Apple is trying very hard to convert a computer into a washing machine. Which is, giving it a specific use, like a TV or a refrigerator and tightly controlling everything behind that use.




It's fine for you to think this, but it's beside the point and a fatigued argument that ignores the retrospective history of computing devices. Indeed I have heard the same comparisons for CPU/GPU/Sound Cards becoming soldered onto the main board. (Along with a myriad of obsolete components that users were certain they wanted to upgrade.)

There was a period back when computers were around 16Mhz that you could reliably keep a machine for many years and progressively upgrade it. The speed of progress has increased significantly since then, it's unlikely that you'll be able to find appropriate hardware for your machine by the time software has rendered it obsolete.

To break up the argument a bit:

- Soldered ram doesn't devalue the product, or present a less serious computer user. It reflects the reality that most people don't upgrade. This forum will definitely have a skew towards tinkerers, but it's not representative of the market, and there are already a slew of products to serve this consumer. - If it's broken outside of warranty there are indeed many avenues for low cost repair, even though this has a small chance of even occurring. - The cost of maxing out the ram is on par with market pricing. - Giving the user upgrade choices at purchase time is a better route than trying to hunt down parts later on. All computers become obsolete, minor spec upgrades won't stop this.
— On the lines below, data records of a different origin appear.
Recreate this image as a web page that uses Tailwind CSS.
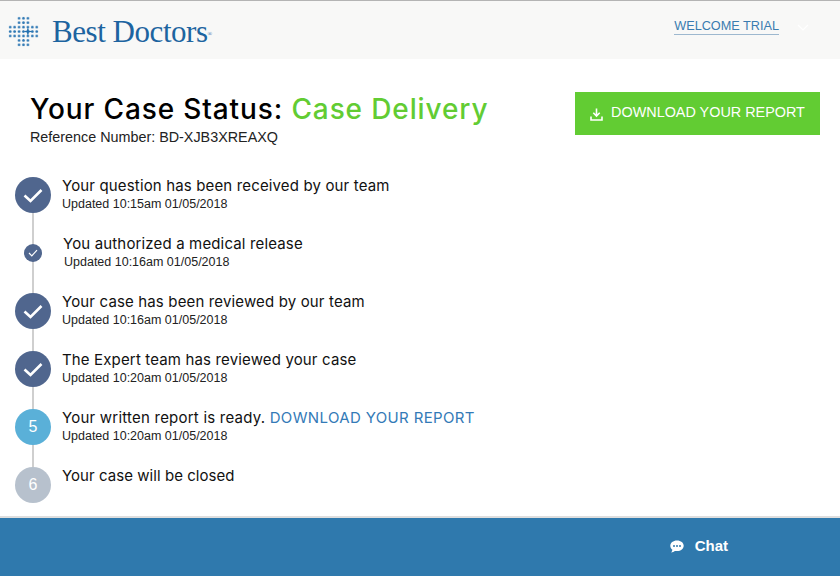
<!DOCTYPE html>
<html>
<head>
<meta charset="utf-8">
<script src="https://cdn.jsdelivr.net/npm/@tailwindcss/browser@4"></script>
</head>
<body class="w-[840px] h-[576px] overflow-hidden bg-white font-['Liberation_Sans',sans-serif] flex flex-col">
<header class="h-[59px] shrink-0 border-t border-[#b4b4b4] bg-[#f8f8f7] flex items-center justify-between">
  <div class="flex items-center pl-2">
    <svg width="31" height="31" viewBox="0 0 31 31" class="mt-[2px]">
      <defs><pattern id="d" width="4.43" height="4.43" patternUnits="userSpaceOnUse" x="0" y="0"><circle cx="2.2" cy="2.2" r="1.35" fill="#2f78b4"/></pattern></defs>
      <polygon points="8.86,0 22.14,0 22.14,8.86 31,8.86 31,22.14 22.14,22.14 22.14,31 8.86,31 8.86,22.14 0,22.14 0,8.86 8.86,8.86" fill="url(#d)"/>
      <circle cx="19.9" cy="15.5" r="3.2" fill="#f8f8f7"/>
      <path d="M19.9 10.5 L20.9 14.5 L24.900 15.5 L20.9 16.5 L19.9 20.500 L18.9 16.5 L14.900 15.5 L18.900 14.5 Z" fill="#2471b0"/>
    </svg>
    <span class="ml-[13px] mt-[2px] font-['Liberation_Serif',serif] text-[31px] leading-none tracking-[-0.45px] text-[#1d64a0]">Best Doctors<span class="text-[6px] align-[6px] leading-none">®</span></span>
  </div>
  <div class="flex items-center pr-[31px] mb-[7px]">
    <a class="text-[12.7px] leading-[15px] text-[#3a7cb0] border-b border-[#9db8cf]">WELCOME TRIAL</a>
    <svg width="12" height="8" viewBox="0 0 12 8" class="ml-[18px] mt-[3px]" fill="none" stroke="#fff" stroke-width="1.2"><path d="M1 1l5 5 5-5"/></svg>
  </div>
</header>
<main class="flex-1 min-h-0">
  <div class="flex justify-between pl-[30px] pr-5 pt-[33px]">
    <div>
      <h1 class="font-['Inter',sans-serif] font-medium text-[28px] leading-[34px] tracking-[0.88px] text-black">Your Case Status: <span class="text-[#62cc33]">Case Delivery</span></h1>
      <p class="text-[14.35px] leading-[20px] mt-[1px] text-[#222]">Reference Number: BD-XJB3XREAXQ</p>
    </div>
    <button class="w-[245px] h-[43px] bg-[#62cc33] text-white text-[14.4px] flex items-center justify-center gap-[8px] pb-[1px]">
      <svg width="13" height="13" viewBox="0 0 13 13" fill="none" stroke="#fff" stroke-width="1.6" class="mt-[2px]"><path d="M6.5 0.5v7M3.3 4.8l3.2 3.2 3.2-3.2"/><path d="M1 8.5v3.5h11V8.5"/></svg>
      DOWNLOAD YOUR REPORT
    </button>
  </div>
  <ol class="relative mt-[30px] pl-[15px] font-['Inter',sans-serif]">
    <div class="absolute left-[32px] top-[18px] w-[2px] h-[290px] bg-[#cfcfcf]"></div>
    <li class="relative h-[58px] flex items-start gap-[11px]">
      <div class="w-9 h-9 shrink-0 rounded-full bg-[#50668e] flex items-center justify-center"><svg width="20" height="15" viewBox="0 0 20 15" fill="none" stroke="#fff" stroke-width="2.6"><path d="M1.5 7.5l6 5.5L18.5 2"/></svg></div>
      <div><p class="text-[15px] leading-[18px] tracking-[0.15px] text-[#111]">Your question has been received by our team</p><p class="font-['Liberation_Sans',sans-serif] text-[12.5px] leading-[18px] text-[#222]">Updated 10:15am 01/05/2018</p></div>
    </li>
    <li class="relative h-[58px] flex items-start pl-[9px] gap-[21px]">
      <div class="w-[18px] h-[18px] shrink-0 mt-[9px] rounded-full bg-[#50668e] flex items-center justify-center"><svg width="10" height="8" viewBox="0 0 10 8" fill="none" stroke="#fff" stroke-width="1.2"><path d="M1 4l2.8 2.8L9 1.2"/></svg></div>
      <div><p class="text-[15px] leading-[18px] tracking-[0.15px] text-[#111]">You authorized a medical release</p><p class="font-['Liberation_Sans',sans-serif] text-[12.5px] leading-[18px] text-[#222] pl-[1px]">Updated 10:16am 01/05/2018</p></div>
    </li>
    <li class="relative h-[58px] flex items-start gap-[11px]">
      <div class="w-9 h-9 shrink-0 rounded-full bg-[#50668e] flex items-center justify-center"><svg width="20" height="15" viewBox="0 0 20 15" fill="none" stroke="#fff" stroke-width="2.6"><path d="M1.5 7.5l6 5.5L18.5 2"/></svg></div>
      <div><p class="text-[15px] leading-[18px] tracking-[0.15px] text-[#111]">Your case has been reviewed by our team</p><p class="font-['Liberation_Sans',sans-serif] text-[12.5px] leading-[18px] text-[#222]">Updated 10:16am 01/05/2018</p></div>
    </li>
    <li class="relative h-[58px] flex items-start gap-[11px]">
      <div class="w-9 h-9 shrink-0 rounded-full bg-[#50668e] flex items-center justify-center"><svg width="20" height="15" viewBox="0 0 20 15" fill="none" stroke="#fff" stroke-width="2.6"><path d="M1.5 7.5l6 5.5L18.5 2"/></svg></div>
      <div><p class="text-[15px] leading-[18px] tracking-[0.15px] text-[#111]">The Expert team has reviewed your case</p><p class="font-['Liberation_Sans',sans-serif] text-[12.5px] leading-[18px] text-[#222]">Updated 10:20am 01/05/2018</p></div>
    </li>
    <li class="relative h-[58px] flex items-start gap-[11px]">
      <div class="w-9 h-9 shrink-0 rounded-full bg-[#5ab0d8] flex items-center justify-center font-['Liberation_Sans',sans-serif] text-white text-[16px]">5</div>
      <div><p class="text-[15px] leading-[18px] tracking-[0.22px] text-[#111]">Your written report is ready. <a class="text-[#337ab7] tracking-[0.36px]">DOWNLOAD YOUR REPORT</a></p><p class="font-['Liberation_Sans',sans-serif] text-[12.5px] leading-[18px] text-[#222]">Updated 10:20am 01/05/2018</p></div>
    </li>
    <li class="relative h-[58px] flex items-start gap-[11px]">
      <div class="w-9 h-9 shrink-0 rounded-full bg-[#b7c1cd] flex items-center justify-center font-['Liberation_Sans',sans-serif] text-white text-[16px]">6</div>
      <div><p class="text-[15px] leading-[18px] tracking-[0.05px] text-[#111]">Your case will be closed</p></div>
    </li>
  </ol>
</main>
<footer class="h-[60px] shrink-0 border-t-2 border-[#dedede] bg-[#2f79ad] flex items-center justify-end pr-[112px] pb-[2px] gap-[11px] text-white">
  <svg width="14" height="13" viewBox="0 0 14 13"><path d="M7 0.5C3.1 0.5 0.3 2.8 0.3 5.8c0 1.6.8 3 2.1 4-.1 1-.6 1.9-1.3 2.6 1.500-.1 2.8-.7 3.8-1.5.7.1 1.4.2 2.1.2 3.9 0 6.7-2.3 6.7-5.3S10.900.5 7 .5z" fill="#fff"/><circle cx="4" cy="5.900" r="1" fill="#2f79ad"/><circle cx="7" cy="5.900" r="1" fill="#2f79ad"/><circle cx="10" cy="5.900" r="1" fill="#2f79ad"/></svg>
  <span class="font-bold text-[15px] leading-none mb-[2px]">Chat</span>
</footer>
</body>
</html>
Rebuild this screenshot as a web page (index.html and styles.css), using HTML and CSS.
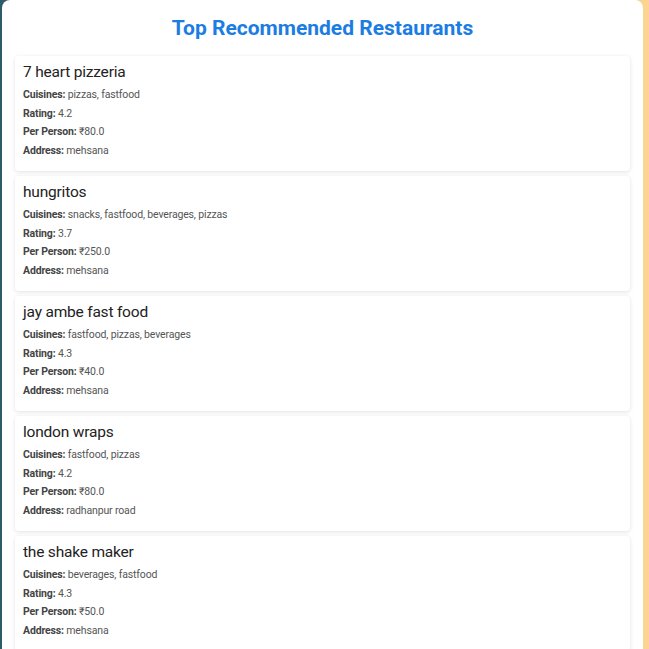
FILE: index.html
```html
<!DOCTYPE html>
<html lang="en">
<head>
<meta charset="utf-8">
<title>Top Recommended Restaurants</title>
<link rel="stylesheet" href="styles.css">
</head>
<body>
<main class="container">
  <h2 class="title">Top Recommended Restaurants</h2>
  <div class="list">
    <div class="card">
      <h3 class="name">7 heart pizzeria</h3>
      <p class="row"><b>Cuisines:</b> pizzas, fastfood</p>
      <p class="row"><b>Rating:</b> 4.2</p>
      <p class="row"><b>Per Person:</b> ₹80.0</p>
      <p class="row"><b>Address:</b> mehsana</p>
    </div>
    <div class="card">
      <h3 class="name">hungritos</h3>
      <p class="row"><b>Cuisines:</b> snacks, fastfood, beverages, pizzas</p>
      <p class="row"><b>Rating:</b> 3.7</p>
      <p class="row"><b>Per Person:</b> ₹250.0</p>
      <p class="row"><b>Address:</b> mehsana</p>
    </div>
    <div class="card">
      <h3 class="name">jay ambe fast food</h3>
      <p class="row"><b>Cuisines:</b> fastfood, pizzas, beverages</p>
      <p class="row"><b>Rating:</b> 4.3</p>
      <p class="row"><b>Per Person:</b> ₹40.0</p>
      <p class="row"><b>Address:</b> mehsana</p>
    </div>
    <div class="card">
      <h3 class="name">london wraps</h3>
      <p class="row"><b>Cuisines:</b> fastfood, pizzas</p>
      <p class="row"><b>Rating:</b> 4.2</p>
      <p class="row"><b>Per Person:</b> ₹80.0</p>
      <p class="row"><b>Address:</b> radhanpur road</p>
    </div>
    <div class="card">
      <h3 class="name">the shake maker</h3>
      <p class="row"><b>Cuisines:</b> beverages, fastfood</p>
      <p class="row"><b>Rating:</b> 4.3</p>
      <p class="row"><b>Per Person:</b> ₹50.0</p>
      <p class="row"><b>Address:</b> mehsana</p>
    </div>
  </div>
</main>
</body>
</html>
```
FILE: styles.css
```css
html {
  background: linear-gradient(to right, #2d5b68 0%, #7a9a8c 40%, #fcd592 100%);
  height: 100%;
}
body {
  margin: 0;
  font-family: Roboto, "Liberation Sans", Arial, sans-serif;
  overflow: hidden;
  height: 100%;
}
.container {
  margin-left: 2px;
  width: 641px;
  box-sizing: border-box;
  min-height: 100%;
  background: #fff;
  border-radius: 8px 8px 0 0;
  padding: 15px 13px 0 13px;
}
.title {
  margin: 0 0 15px;
  text-align: center;
  color: #1b7ce3;
  font-size: 21px;
  line-height: 26px;
  font-weight: bold;
}
.list {
  display: flex;
  flex-direction: column;
  gap: 5px;
}
.card {
  background: #fff;
  border-radius: 4px;
  box-shadow: 0 1px 4px rgba(0, 0, 0, 0.12);
  padding: 6px 8px 10px;
  height: 115px;
  box-sizing: border-box;
}
.name {
  margin: 0 0 4px;
  font-size: 15.5px;
  letter-spacing: -0.2px;
  line-height: 20px;
  font-weight: normal;
  color: #222;
}
.row {
  margin: 0;
  font-size: 10.5px;
  letter-spacing: -0.15px;
  line-height: 18.7px;
  color: #555;
}
.row b {
  color: #444;
}
```
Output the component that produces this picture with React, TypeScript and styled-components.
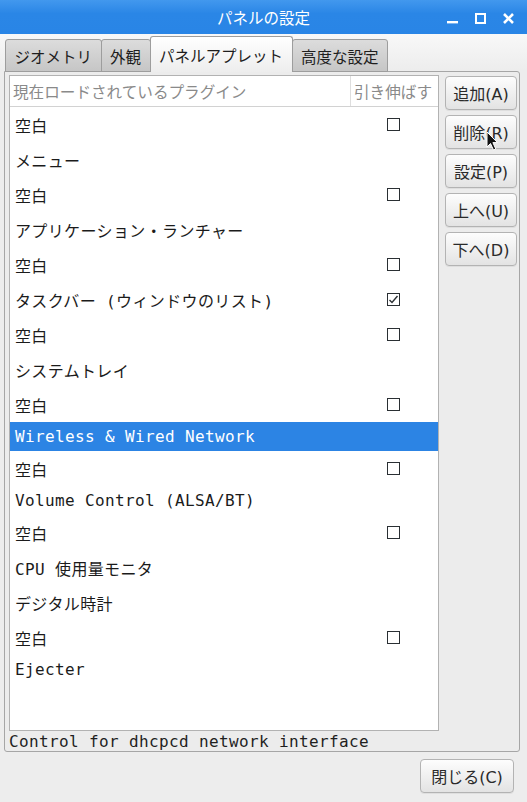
import React from "react";
import styled, { createGlobalStyle } from "styled-components";

const GlobalStyle = createGlobalStyle`
  html, body {
    margin: 0;
    padding: 0;
    background: #ededed;
  }
  body {
    font-family: "Noto Sans CJK JP", "Noto Sans", sans-serif;
  }
`;

type Plugin = { name: string; stretch?: boolean; checked?: boolean; selected?: boolean };

const plugins: Plugin[] = [
  { name: "空白", stretch: true },
  { name: "メニュー" },
  { name: "空白", stretch: true },
  { name: "アプリケーション・ランチャー" },
  { name: "空白", stretch: true },
  { name: "タスクバー (ウィンドウのリスト)", stretch: true, checked: true },
  { name: "空白", stretch: true },
  { name: "システムトレイ" },
  { name: "空白", stretch: true },
  { name: "Wireless & Wired Network", selected: true },
  { name: "空白", stretch: true },
  { name: "Volume Control (ALSA/BT)" },
  { name: "空白", stretch: true },
  { name: "CPU 使用量モニタ" },
  { name: "デジタル時計" },
  { name: "空白", stretch: true },
  { name: "Ejecter" },
];

const tabs = ["ジオメトリ", "外観", "パネルアプレット", "高度な設定"];
const actions = ["追加(A)", "削除(R)", "設定(P)", "上へ(U)", "下へ(D)"];

const Window = styled.div`
  width: 527px;
  height: 802px;
  display: flex;
  flex-direction: column;
  background: #ededed;
  overflow: hidden;
`;

const TitleBar = styled.div`
  height: 34px;
  flex-shrink: 0;
  display: grid;
  grid-template-columns: 1fr auto 1fr;
  align-items: center;
  background: linear-gradient(#4298ee, #2a86e6 40%, #2985e6);
  color: #fff;
`;

const Title = styled.div`
  grid-column: 2;
  font-size: 15.5px;
  line-height: 1;
  padding-top: 1px;
`;

const Controls = styled.div`
  grid-column: 3;
  justify-self: end;
  display: flex;
  align-items: center;
  gap: 17px;
  padding-right: 13px;
  padding-top: 2px;
`;

const Content = styled.div`
  flex: 1;
  display: flex;
  flex-direction: column;
  padding: 2px 7px 0 4px;
  background: linear-gradient(#f8f8f8 0, #ededed 36px);
`;

const TabBar = styled.div`
  display: flex;
  align-items: flex-end;
  height: 36px;
  margin-bottom: -1px;
  position: relative;
  z-index: 1;
`;

const Tab = styled.div<{ $active?: boolean }>`
  height: ${(p) => (p.$active ? 36 : 33)}px;
  box-sizing: border-box;
  padding: 0 8.5px;
  margin-left: -1px;
  &:first-child {
    margin-left: 1px;
  }
  display: flex;
  align-items: center;
  font-size: 15.5px;
  color: #1e1e1e;
  border: 1px solid #9d9d9d;
  border-bottom: ${(p) => (p.$active ? "none" : "1px solid #9d9d9d")};
  border-radius: 3px 3px 0 0;
  background: ${(p) =>
    p.$active
      ? "linear-gradient(#ffffff, #ededed)"
      : "linear-gradient(#dcdcdc, #c6c6c6)"};
`;

const Panel = styled.div`
  height: 681px;
  box-sizing: border-box;
  border: 1px solid #a6a6a6;
  border-radius: 0 3px 3px 3px;
  background: #ececec;
  padding: 3px 2px 0 4px;
  display: grid;
  grid-template-columns: 430px 72px;
  grid-template-rows: 656px auto;
  column-gap: 6px;
`;

const List = styled.div`
  box-sizing: border-box;
  border: 1px solid #b2b2b2;
  background: #fff;
  overflow: hidden;
`;

const HeaderRow = styled.div`
  display: grid;
  grid-template-columns: 1fr 88px;
  height: 30px;
  border-bottom: 1px solid #d2d2d2;
  color: #8a8a8a;
  font-size: 15.6px;
`;

const HeaderCell = styled.div<{ $divider?: boolean }>`
  display: flex;
  align-items: center;
  padding-left: 3px;
  padding-bottom: 1px;
  white-space: nowrap;
  border-left: ${(p) => (p.$divider ? "1px solid #dedede" : "none")};
`;

const Row = styled.div<{ $tall: boolean; $selected?: boolean }>`
  display: grid;
  grid-template-columns: 1fr 88px;
  align-items: center;
  height: ${(p) => (p.$tall ? 35 : 29)}px;
  padding-left: 5px;
  font-family: "DejaVu Sans Mono", "Noto Sans CJK JP", monospace;
  font-size: 16px;
  letter-spacing: 0.37px;
  white-space: nowrap;
  color: ${(p) => (p.$selected ? "#ffffff" : "#1b1b1b")};
  background: ${(p) => (p.$selected ? "#2c84e4" : "transparent")};
`;

const CheckCell = styled.div`
  display: flex;
  justify-content: center;
  padding-right: 1px;
`;

const Box = styled.div`
  width: 13px;
  height: 13px;
  box-sizing: border-box;
  border: 1px solid #2a2f33;
  background: #fff;
  display: flex;
  align-items: center;
  justify-content: center;
`;

const ButtonColumn = styled.div`
  display: flex;
  flex-direction: column;
  gap: 5px;
  padding-top: 1px;
`;

const Button = styled.div<{ $width?: number }>`
  position: relative;
  width: ${(p) => p.$width ?? 72}px;
  height: 34px;
  box-sizing: border-box;
  border: 1px solid #b3b3b3;
  border-radius: 4px;
  background: linear-gradient(#fdfdfd, #e3e3e3);
  box-shadow: 0 1px 0 rgba(0, 0, 0, 0.06);
  display: flex;
  align-items: center;
  justify-content: center;
  font-family: "DejaVu Sans", "Noto Sans CJK JP", sans-serif;
  font-size: 16px;
  color: #2a2a2a;
  white-space: nowrap;
`;

const Status = styled.div`
  grid-column: 1 / -1;
  height: 20px;
  display: flex;
  align-items: center;
  font-family: "DejaVu Sans Mono", monospace;
  font-size: 16px;
  letter-spacing: 0.37px;
  color: #1f1f1f;
  white-space: nowrap;
`;

const Footer = styled.div`
  display: flex;
  justify-content: flex-end;
  padding: 7px 6px 0 0;
`;

const Cursor = styled.svg`
  position: absolute;
  left: 40px;
  top: 15px;
`;

const hasWide = (s: string) => /[^\x00-\x7f]/.test(s);

const CheckBox = ({ checked }: { checked?: boolean }) => (
  <Box>
    {checked && (
      <svg width="11" height="11" viewBox="0 0 11 11">
        <polyline points="1.5,6 4,8.5 9.5,2" fill="none" stroke="#2a2f33" strokeWidth="1.4" />
      </svg>
    )}
  </Box>
);

export default function App() {
  return (
    <Window>
      <GlobalStyle />
      <TitleBar>
        <Title>パネルの設定</Title>
        <Controls>
          <svg width="11" height="11" viewBox="0 0 11 11">
            <rect x="0" y="8" width="11" height="2.4" fill="#fff" />
          </svg>
          <svg width="11" height="11" viewBox="0 0 11 11">
            <rect x="1" y="1" width="9" height="9" fill="none" stroke="#fff" strokeWidth="2" />
          </svg>
          <svg width="11" height="11" viewBox="0 0 11 11">
            <path d="M1 1 L10 10 M10 1 L1 10" stroke="#fff" strokeWidth="2.6" />
          </svg>
        </Controls>
      </TitleBar>
      <Content>
        <TabBar>
          {tabs.map((t, i) => (
            <Tab key={t} $active={i === 2}>
              {t}
            </Tab>
          ))}
        </TabBar>
        <Panel>
          <List>
            <HeaderRow>
              <HeaderCell>現在ロードされているプラグイン</HeaderCell>
              <HeaderCell $divider>引き伸ばす</HeaderCell>
            </HeaderRow>
            {plugins.map((p, i) => (
              <Row key={i} $tall={hasWide(p.name)} $selected={p.selected}>
                <span>{p.name}</span>
                <CheckCell>{p.stretch && <CheckBox checked={p.checked} />}</CheckCell>
              </Row>
            ))}
          </List>
          <ButtonColumn>
            {actions.map((a, i) => (
              <Button key={a}>
                {a}
                {i === 1 && (
                  <Cursor width="13" height="20" viewBox="0 0 13 20">
                    <path
                      d="M1 1 L1 16 L4.5 12.5 L7.5 19 L9.8 18 L6.9 11.6 L11.5 11.6 Z"
                      fill="#111"
                      stroke="#fff"
                      strokeWidth="1"
                    />
                  </Cursor>
                )}
              </Button>
            ))}
          </ButtonColumn>
          <Status>Control for dhcpcd network interface</Status>
        </Panel>
        <Footer>
          <Button $width={94}>閉じる(C)</Button>
        </Footer>
      </Content>
    </Window>
  );
}
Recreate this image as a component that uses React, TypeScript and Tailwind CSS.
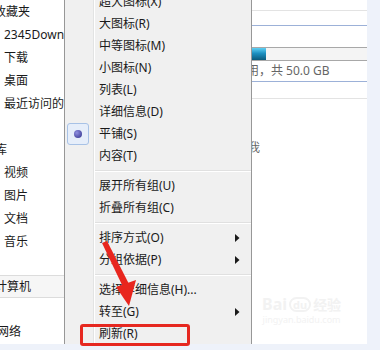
import React from "react";

const FONT = { fontFamily: '"Noto Sans", "Noto Sans CJK SC", sans-serif' };

type Item = { label: string; arrow?: boolean; radio?: boolean } | "sep";

const items: Item[] = [
  { label: "超大图标(X)" },
  { label: "大图标(R)" },
  { label: "中等图标(M)" },
  { label: "小图标(N)" },
  { label: "列表(L)" },
  { label: "详细信息(D)" },
  { label: "平铺(S)", radio: true },
  { label: "内容(T)" },
  "sep",
  { label: "展开所有组(U)" },
  { label: "折叠所有组(C)" },
  "sep",
  { label: "排序方式(O)", arrow: true },
  { label: "分组依据(P)", arrow: true },
  "sep",
  { label: "选择详细信息(H)..." },
  { label: "转至(G)", arrow: true },
  { label: "刷新(R)" },
];

function Arrow() {
  return (
    <svg width="5" height="8" viewBox="0 0 5 8">
      <path d="M0 0 L4.5 4 L0 8 Z" fill="#1a1a1a" />
    </svg>
  );
}

function Menu() {
  return (
    <div className="w-[188px] h-full bg-[#f0f0f0] border-l border-r border-[#979797] overflow-hidden text-[12px] text-[#1a1a1a]">
      <div className="flex flex-col mt-[-9px]">
        {items.map((it, i) =>
          it === "sep" ? (
            <div key={i} className="flex h-[8px]">
              <div className="w-[28px]" />
              <div className="w-px bg-[#e2e3e3]" />
              <div className="w-px bg-white" />
              <div className="flex-1 flex flex-col justify-center">
                <div className="h-px bg-[#e0e0e0]" />
                <div className="h-px bg-white" />
              </div>
            </div>
          ) : (
            <div key={i} className="flex h-[22px]">
              <div className="w-[28px] flex items-center">
                {it.radio && (
                  <div className="ml-[2px] w-[22px] h-[22px] rounded-[3px] border border-[#a8c2e6] bg-[#e6eefa] flex items-center justify-center">
                    <div className="w-[8px] h-[8px] rounded-full bg-[radial-gradient(circle_at_35%_35%,#8f8fe0,#2f2f8a)]" />
                  </div>
                )}
              </div>
              <div className="w-px bg-[#e2e3e3]" />
              <div className="w-px bg-white" />
              <div className="flex-1 flex items-center justify-between pl-[4px] pr-[11px] whitespace-nowrap">
                <span>{it.label}</span>
                {it.arrow && <Arrow />}
              </div>
            </div>
          )
        )}
      </div>
    </div>
  );
}

function LeftRow({ text, indent, className = "" }: { text?: string; indent: number; className?: string }) {
  return (
    <div className={"h-[23px] flex items-center whitespace-nowrap " + className}>
      {text && (
        <span style={{ marginLeft: indent }}>{text}</span>
      )}
    </div>
  );
}

function LeftPanel() {
  return (
    <div className="w-[64px] h-full bg-white overflow-hidden text-[12px] text-[#1a1a1a] flex flex-col">
      <LeftRow text="收藏夹" indent={-6} />
      <LeftRow text="2345Downloads" indent={4} />
      <LeftRow text="下载" indent={4} />
      <LeftRow text="桌面" indent={4} />
      <LeftRow text="最近访问的位置" indent={4} />
      <LeftRow indent={0} />
      <LeftRow text="库" indent={-5} />
      <LeftRow text="视频" indent={4} />
      <LeftRow text="图片" indent={4} />
      <LeftRow text="文档" indent={4} />
      <LeftRow text="音乐" indent={4} />
      <div className="h-[22px]" />
      <LeftRow text="计算机" indent={-5} className="border-y border-[#dcdcdc] bg-[#f6f6f6]" />
      <div className="h-[22px]" />
      <LeftRow text="网络" indent={-3} />
    </div>
  );
}

function RightPanel() {
  return (
    <div className="flex-1 h-full bg-white overflow-hidden flex flex-col text-[12px] text-[#666]">
      <div className="h-[10px]" />
      <div className="h-px bg-[#e3e3e3]" />
      <div className="h-[14px]" />
      <div className="h-px bg-[#9cb1d8]" />
      <div className="h-[21px]" />
      <div className="h-[14px] border-y border-[#a8a8a8] bg-[#f4f4f4] flex">
        <div className="w-[14px] h-full bg-[linear-gradient(#5fd0f4,#1b8fc0_45%,#0b5a7c)]" />
      </div>
      <div className="h-[20px] flex items-center whitespace-nowrap">
        <span className="ml-[-5px]">用，共 50.0 GB</span>
      </div>
      <div className="h-px bg-[#9cb1d8]" />
      <div className="h-[16px]" />
      <div className="h-px bg-[#e3e3e3]" />
      <div className="h-[41px]" />
      <div className="h-[16px] flex items-center whitespace-nowrap">
        <span className="ml-[-4px]">我</span>
      </div>
    </div>
  );
}

export default function App() {
  return (
    <div className="relative w-[380px] h-[350px] overflow-hidden bg-white" style={FONT}>
      <div className="flex h-[344px]">
        <LeftPanel />
        <Menu />
        <RightPanel />
        <div className="w-[13px] h-full bg-[#eef2fa]" />
      </div>
      <div className="h-[6px] bg-[#eef2fa]" />

      {/* Baidu watermark */}
      <div className="absolute left-[262px] top-[296px] flex flex-col items-center text-[#f2f2f2] pointer-events-none">
        <div className="flex items-end gap-[2px] text-[16px] font-bold leading-none">
          <span>Bai</span>
          <span className="border-2 border-[#f2f2f2] rounded-full px-[2px] text-[11px]">du</span>
          <span className="text-[14px]">经验</span>
        </div>
        <div className="text-[9px] leading-none mt-[3px]">jingyan.baidu.com</div>
      </div>

      {/* red highlight box */}
      <div className="absolute left-[80px] top-[324px] w-[110px] h-[22px] border-[3px] border-[#e62820] rounded-[3px]" />

      {/* red arrow */}
      <svg className="absolute left-0 top-0 pointer-events-none" width="380" height="350">
        <polygon points="102,243 107,241 129,284 123,287" fill="#e8261e" />
        <polygon points="116,287 136,280 129,306" fill="#e8261e" />
      </svg>
    </div>
  );
}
This is what incremental change looks like, ram being a quick solution for computing woes has reached the point of irrelevancy and 16GB of ram is certainly appropriate for the gamut of uses of such a device. Most speed gains experienced on this hardware will be the result of the SSD.


Yeah a washing machine that edits videos, keeps all my stuff together and makes it easy to use. Why don't we just accept that the general purpose, let the user figure it out approach is dead in the water. People are voting with their dollars and they're saying they've had enough of tech that feels like tech. The paradigm changed, we're no longer kings when mom's printer driver is out of date, and it's time to grow up and accept it.


Washing machine is general enough for its tasks too. A washing machine can wash nearly all kind of clothes. A refrigerator can preserve anything that needs freezing. The defining characteristics of those machines is companies telling me not to worry anything beyond the knobs and dials. And I don't want to worry anything beyond the knobs and dials.

But no way in the world would I like to throwaway a washing machine if something small went wrong inside it. That's where the tinkering part comes to play. I don't mind the knobs and dials, but claiming that not having user serviceable parts is not a requisite of usability gets really very difficult to believe in.